It’s that time of the year again, when stressed-out faces outnumber happy ones, and sleep becomes unnecessary. For four days, the high school kids become superheroes, surviving on little to no sleep, and accomplishing impossible feats, like actually passing their Honors Chemistry midterm. This is not a desirable time to be one of us. And if your household is lucky enough to be graced with one of these student-superheroes, or maybe two, you’ve started to hate midterms about as much as we do.
All of this aside, I was sitting around yesterday, numb after my second test of the day, needing something to do. Now, this wasn’t just a need, it was more of a scratch I couldn’t itch, a desperate ache for something to do. At this point I would have settled for my English homework. That’s when it hit me, why is it that I find it impossible to sit still for 20 minutes and think about things? Why do I have to be 100 percent stimulated all the time?

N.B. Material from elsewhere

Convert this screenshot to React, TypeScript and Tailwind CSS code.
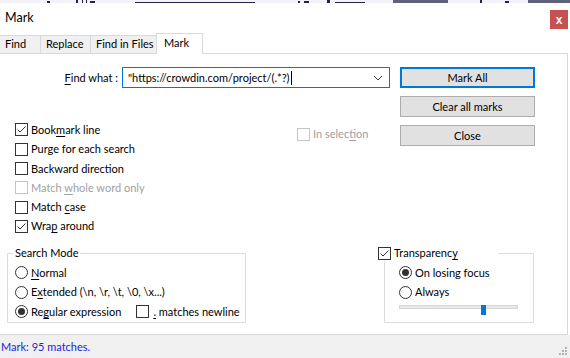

Even when I’m doing my homework, I’m listening to music, texting and checking facebook obsessively. Why can’t I just focus on one thing at a time? And it’s not just me, it’s my entire generation. We are the most efficient multitaskers you have ever seen in your life. Our parents yell at us about it, explaining that we “simply can’t focus” when we are practicing the piano, studying for the Spanish midterm and talking on the phone at the same time. Silly parents, what do they know?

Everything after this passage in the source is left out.